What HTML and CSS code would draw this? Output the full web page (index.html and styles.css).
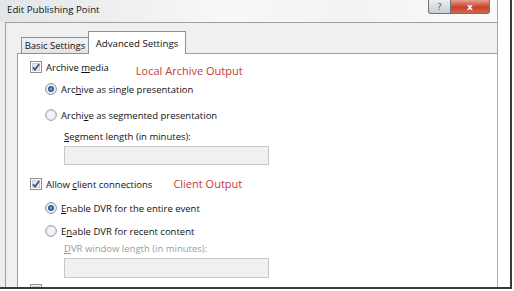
FILE: index.html
```html
<!DOCTYPE html>
<html>
<head>
    <meta charset="UTF-8">
    <title>Edit Publishing Point</title>
    <link rel="stylesheet" href="styles.css">
</head>
<body>
    <div class="window">
        <div class="frame">
            <div class="titlebar">
                <span class="title">Edit Publishing Point</span>
                <div class="caption">
                    <span class="btn-help">?</span>
                    <span class="btn-close">x</span>
                </div>
            </div>
            <div class="client">
                <div class="tabs">
                    <div class="tab tab-basic">Basic Settings</div>
                    <div class="tab tab-active">Advanced Settings</div>
                </div>
                <div class="panel">
                    <div class="row row-archive">
                        <svg class="ctl" viewBox="0 0 12 12"><rect x="0.5" y="0.5" width="11" height="11" fill="#fff" stroke="#8e8f8f"/><rect x="2.5" y="2.5" width="7" height="7" fill="#e4e9f0" stroke="#c9d0d8"/><path d="M3 6.2 L5 8.6 L9.2 3" fill="none" stroke="#3b4e86" stroke-width="1.6"/></svg>
                        <span>Archive <u>m</u>edia</span>
                        <span class="note note-archive">Local Archive Output</span>
                    </div>
                    <div class="row sub row-single">
                        <svg class="ctl" viewBox="0 0 12 12"><circle cx="6" cy="6" r="5.4" fill="#eef0f3" stroke="#8b9096"/><circle cx="6" cy="6" r="3" fill="#2c5a93"/><circle cx="6" cy="6" r="1.4" fill="#6fa3d8"/></svg>
                        <span>Arc<u>h</u>ive as single presentation</span>
                    </div>
                    <div class="row sub row-segmented">
                        <svg class="ctl" viewBox="0 0 12 12"><circle cx="6" cy="6" r="5.4" fill="#e6e8eb" stroke="#9ea2a7"/><circle cx="6" cy="6" r="3.4" fill="#f4f5f6"/></svg>
                        <span>Archi<u>v</u>e as segmented presentation</span>
                    </div>
                    <div class="label label-segment"><u>S</u>egment length (in minutes):</div>
                    <div class="field"></div>

                    <div class="row row-client">
                        <svg class="ctl" viewBox="0 0 12 12"><rect x="0.5" y="0.5" width="11" height="11" fill="#fff" stroke="#8e8f8f"/><rect x="2.5" y="2.5" width="7" height="7" fill="#e4e9f0" stroke="#c9d0d8"/><path d="M3 6.2 L5 8.6 L9.2 3" fill="none" stroke="#3b4e86" stroke-width="1.6"/></svg>
                        <span>Allow <u>c</u>lient connections</span>
                        <span class="note note-client">Client Output</span>
                    </div>
                    <div class="row sub row-entire">
                        <svg class="ctl" viewBox="0 0 12 12"><circle cx="6" cy="6" r="5.4" fill="#eef0f3" stroke="#8b9096"/><circle cx="6" cy="6" r="3" fill="#2c5a93"/><circle cx="6" cy="6" r="1.4" fill="#6fa3d8"/></svg>
                        <span><u>E</u>nable DVR for the entire event</span>
                    </div>
                    <div class="row sub row-recent">
                        <svg class="ctl" viewBox="0 0 12 12"><circle cx="6" cy="6" r="5.4" fill="#e6e8eb" stroke="#9ea2a7"/><circle cx="6" cy="6" r="3.4" fill="#f4f5f6"/></svg>
                        <span>E<u>n</u>able DVR for recent content</span>
                    </div>
                    <div class="label label-dvr disabled"><u>D</u>VR window length (in minutes):</div>
                    <div class="field field-dvr"></div>

                    <div class="row row-more">
                        <svg class="ctl" viewBox="0 0 12 12"><rect x="0.5" y="0.5" width="11" height="11" fill="#f4f4f4" stroke="#8e8f8f"/><rect x="2.5" y="2.5" width="7" height="7" fill="#e4e9f0" stroke="#c9d0d8"/></svg>
                        <span>Allow server connections</span>
                    </div>
                </div>
            </div>
        </div>
    </div>
</body>
</html>
```

FILE: styles.css
```css
body {
    margin: 0;
    width: 514px;
    height: 291px;
    overflow: hidden;
    background: #fff;
    font-family: "Open Sans", sans-serif;
    font-size: 9.5px;
    color: #111;
}

.window {
    width: 510px;
    height: 287px;
    border-right: 2px solid #3a3a3a;
    border-bottom: 2px solid #3a3a3a;
    background: #fff;
    overflow: hidden;
}

.frame {
    width: 497px;
    height: 100%;
    border-right: 1px solid #a9a9a9;
    background: #eceef0;
    display: flex;
    flex-direction: column;
    overflow: hidden;
}

.titlebar {
    height: 22px;
    flex: none;
    display: flex;
    justify-content: space-between;
    align-items: flex-start;
    background: linear-gradient(90deg, #e3e6e9 0%, #eef0f1 25%, #f7f8f8 45%, #f2f3f4 70%, #fafafa 100%);
}

.title {
    padding: 3px 0 0 7px;
    font-size: 9.7px;
    line-height: 14px;
    color: #111;
}

.caption {
    display: flex;
    margin-right: 7px;
}

.btn-help,
.btn-close {
    height: 14px;
    box-sizing: border-box;
    border: 1px solid #6f747a;
    border-top: none;
    display: flex;
    align-items: center;
    justify-content: center;
    font-family: "DejaVu Sans", sans-serif;
    font-size: 9px;
    line-height: 10px;
}

.btn-help {
    width: 22px;
    border-radius: 0 0 0 3px;
    border-right: none;
    background: linear-gradient(#eceef0, #c6cdd4);
    color: #5b6672;
}

.btn-close {
    width: 40px;
    border-radius: 0 0 3px 0;
    background: linear-gradient(#e8a08e, #c8412b 55%, #d2664c);
    color: #fff;
    font-weight: bold;
}

.client {
    flex: 1;
    margin-left: 5px;
    width: 485px;
    border: 1px solid #a0a0a0;
    border-bottom: none;
    background: #f0f0f0;
    padding: 8px 13px 0 11px;
    display: flex;
    flex-direction: column;
}

.tabs {
    display: flex;
    align-items: flex-end;
    height: 23px;
    padding-left: 4px;
    margin-bottom: -1px;
    position: relative;
    z-index: 1;
}

.tab {
    box-sizing: border-box;
    border: 1px solid #8d9096;
    text-align: center;
}

.tab-basic {
    width: 67px;
    height: 17px;
    line-height: 15px;
    background: linear-gradient(#f2f2f2, #e3e3e3);
    border-right: none;
}

.tab-active {
    width: 98px;
    height: 23px;
    border-bottom: none;
    background: #fff;
    line-height: 14px;
    padding-top: 5px;
    font-size: 9.7px;
}

.panel {
    flex: 1;
    background: #fff;
    border: 1px solid #9a9da3;
    padding: 5px 0 0 12px;
}

.row {
    display: flex;
    align-items: center;
    height: 16px;
    white-space: nowrap;
}

.row.sub {
    margin-left: 15px;
}

.ctl {
    width: 12px;
    height: 12px;
    margin-right: 4px;
    flex: none;
}

.note {
    color: #c63a34;
    font-size: 11px;
}

.note-archive {
    margin-left: 27px;
    position: relative;
    top: 3px;
}

.note-client {
    margin-left: 21px;
    position: relative;
    top: -1px;
}

.row-single {
    margin-top: 6px;
}

.row-segmented {
    margin-top: 10px;
}

.label {
    margin: 6px 0 0 34px;
    height: 16px;
    line-height: 16px;
}

.label.disabled {
    color: #9b9b9b;
    margin-top: 2px;
}

.field {
    margin: 1px 0 0 34px;
    width: 205px;
    height: 19px;
    box-sizing: border-box;
    background: #f0f0f0;
    border: 1px solid #c8c8c8;
}

.field-dvr {
    height: 20px;
}

.row-client {
    margin-top: 11px;
}

.row-entire {
    margin-top: 8px;
}

.row-recent {
    margin-top: 7px;
}

.row-more {
    margin-top: 4px;
}
```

Short task: Take the listing above and print it exactly, apart from the pictures.

Full solution:
What HTML and CSS code would draw this? Output the full web page (index.html and styles.css).
FILE: index.html
```html
<!DOCTYPE html>
<html>
<head>
    <meta charset="UTF-8">
    <title>Edit Publishing Point</title>
    <link rel="stylesheet" href="styles.css">
</head>
<body>
    <div class="window">
        <div class="frame">
            <div class="titlebar">
                <span class="title">Edit Publishing Point</span>
                <div class="caption">
                    <span class="btn-help">?</span>
                    <span class="btn-close">x</span>
                </div>
            </div>
            <div class="client">
                <div class="tabs">
                    <div class="tab tab-basic">Basic Settings</div>
                    <div class="tab tab-active">Advanced Settings</div>
                </div>
                <div class="panel">
                    <div class="row row-archive">
                        <svg class="ctl" viewBox="0 0 12 12"><rect x="0.5" y="0.5" width="11" height="11" fill="#fff" stroke="#8e8f8f"/><rect x="2.5" y="2.5" width="7" height="7" fill="#e4e9f0" stroke="#c9d0d8"/><path d="M3 6.2 L5 8.6 L9.2 3" fill="none" stroke="#3b4e86" stroke-width="1.6"/></svg>
                        <span>Archive <u>m</u>edia</span>
                        <span class="note note-archive">Local Archive Output</span>
                    </div>
                    <div class="row sub row-single">
                        <svg class="ctl" viewBox="0 0 12 12"><circle cx="6" cy="6" r="5.4" fill="#eef0f3" stroke="#8b9096"/><circle cx="6" cy="6" r="3" fill="#2c5a93"/><circle cx="6" cy="6" r="1.4" fill="#6fa3d8"/></svg>
                        <span>Arc<u>h</u>ive as single presentation</span>
                    </div>
                    <div class="row sub row-segmented">
                        <svg class="ctl" viewBox="0 0 12 12"><circle cx="6" cy="6" r="5.4" fill="#e6e8eb" stroke="#9ea2a7"/><circle cx="6" cy="6" r="3.4" fill="#f4f5f6"/></svg>
                        <span>Archi<u>v</u>e as segmented presentation</span>
                    </div>
                    <div class="label label-segment"><u>S</u>egment length (in minutes):</div>
                    <div class="field"></div>

                    <div class="row row-client">
                        <svg class="ctl" viewBox="0 0 12 12"><rect x="0.5" y="0.5" width="11" height="11" fill="#fff" stroke="#8e8f8f"/><rect x="2.5" y="2.5" width="7" height="7" fill="#e4e9f0" stroke="#c9d0d8"/><path d="M3 6.2 L5 8.6 L9.2 3" fill="none" stroke="#3b4e86" stroke-width="1.6"/></svg>
                        <span>Allow <u>c</u>lient connections</span>
                        <span class="note note-client">Client Output</span>
                    </div>
                    <div class="row sub row-entire">
                        <svg class="ctl" viewBox="0 0 12 12"><circle cx="6" cy="6" r="5.4" fill="#eef0f3" stroke="#8b9096"/><circle cx="6" cy="6" r="3" fill="#2c5a93"/><circle cx="6" cy="6" r="1.4" fill="#6fa3d8"/></svg>
                        <span><u>E</u>nable DVR for the entire event</span>
                    </div>
                    <div class="row sub row-recent">
                        <svg class="ctl" viewBox="0 0 12 12"><circle cx="6" cy="6" r="5.4" fill="#e6e8eb" stroke="#9ea2a7"/><circle cx="6" cy="6" r="3.4" fill="#f4f5f6"/></svg>
                        <span>E<u>n</u>able DVR for recent content</span>
                    </div>
                    <div class="label label-dvr disabled"><u>D</u>VR window length (in minutes):</div>
                    <div class="field field-dvr"></div>

                    <div class="row row-more">
                        <svg class="ctl" viewBox="0 0 12 12"><rect x="0.5" y="0.5" width="11" height="11" fill="#f4f4f4" stroke="#8e8f8f"/><rect x="2.5" y="2.5" width="7" height="7" fill="#e4e9f0" stroke="#c9d0d8"/></svg>
                        <span>Allow server connections</span>
                    </div>
                </div>
            </div>
        </div>
    </div>
</body>
</html>
```

FILE: styles.css
```css
body {
    margin: 0;
    width: 514px;
    height: 291px;
    overflow: hidden;
    background: #fff;
    font-family: "Open Sans", sans-serif;
    font-size: 9.5px;
    color: #111;
}

.window {
    width: 510px;
    height: 287px;
    border-right: 2px solid #3a3a3a;
    border-bottom: 2px solid #3a3a3a;
    background: #fff;
    overflow: hidden;
}

.frame {
    width: 497px;
    height: 100%;
    border-right: 1px solid #a9a9a9;
    background: #eceef0;
    display: flex;
    flex-direction: column;
    overflow: hidden;
}

.titlebar {
    height: 22px;
    flex: none;
    display: flex;
    justify-content: space-between;
    align-items: flex-start;
    background: linear-gradient(90deg, #e3e6e9 0%, #eef0f1 25%, #f7f8f8 45%, #f2f3f4 70%, #fafafa 100%);
}

.title {
    padding: 3px 0 0 7px;
    font-size: 9.7px;
    line-height: 14px;
    color: #111;
}

.caption {
    display: flex;
    margin-right: 7px;
}

.btn-help,
.btn-close {
    height: 14px;
    box-sizing: border-box;
    border: 1px solid #6f747a;
    border-top: none;
    display: flex;
    align-items: center;
    justify-content: center;
    font-family: "DejaVu Sans", sans-serif;
    font-size: 9px;
    line-height: 10px;
}

.btn-help {
    width: 22px;
    border-radius: 0 0 0 3px;
    border-right: none;
    background: linear-gradient(#eceef0, #c6cdd4);
    color: #5b6672;
}

.btn-close {
    width: 40px;
    border-radius: 0 0 3px 0;
    background: linear-gradient(#e8a08e, #c8412b 55%, #d2664c);
    color: #fff;
    font-weight: bold;
}

.client {
    flex: 1;
    margin-left: 5px;
    width: 485px;
    border: 1px solid #a0a0a0;
    border-bottom: none;
    background: #f0f0f0;
    padding: 8px 13px 0 11px;
    display: flex;
    flex-direction: column;
}

.tabs {
    display: flex;
    align-items: flex-end;
    height: 23px;
    padding-left: 4px;
    margin-bottom: -1px;
    position: relative;
    z-index: 1;
}

.tab {
    box-sizing: border-box;
    border: 1px solid #8d9096;
    text-align: center;
}

.tab-basic {
    width: 67px;
    height: 17px;
    line-height: 15px;
    background: linear-gradient(#f2f2f2, #e3e3e3);
    border-right: none;
}

.tab-active {
    width: 98px;
    height: 23px;
    border-bottom: none;
    background: #fff;
    line-height: 14px;
    padding-top: 5px;
    font-size: 9.7px;
}

.panel {
    flex: 1;
    background: #fff;
    border: 1px solid #9a9da3;
    padding: 5px 0 0 12px;
}

.row {
    display: flex;
    align-items: center;
    height: 16px;
    white-space: nowrap;
}

.row.sub {
    margin-left: 15px;
}

.ctl {
    width: 12px;
    height: 12px;
    margin-right: 4px;
    flex: none;
}

.note {
    color: #c63a34;
    font-size: 11px;
}

.note-archive {
    margin-left: 27px;
    position: relative;
    top: 3px;
}

.note-client {
    margin-left: 21px;
    position: relative;
    top: -1px;
}

.row-single {
    margin-top: 6px;
}

.row-segmented {
    margin-top: 10px;
}

.label {
    margin: 6px 0 0 34px;
    height: 16px;
    line-height: 16px;
}

.label.disabled {
    color: #9b9b9b;
    margin-top: 2px;
}

.field {
    margin: 1px 0 0 34px;
    width: 205px;
    height: 19px;
    box-sizing: border-box;
    background: #f0f0f0;
    border: 1px solid #c8c8c8;
}

.field-dvr {
    height: 20px;
}

.row-client {
    margin-top: 11px;
}

.row-entire {
    margin-top: 8px;
}

.row-recent {
    margin-top: 7px;
}

.row-more {
    margin-top: 4px;
}
```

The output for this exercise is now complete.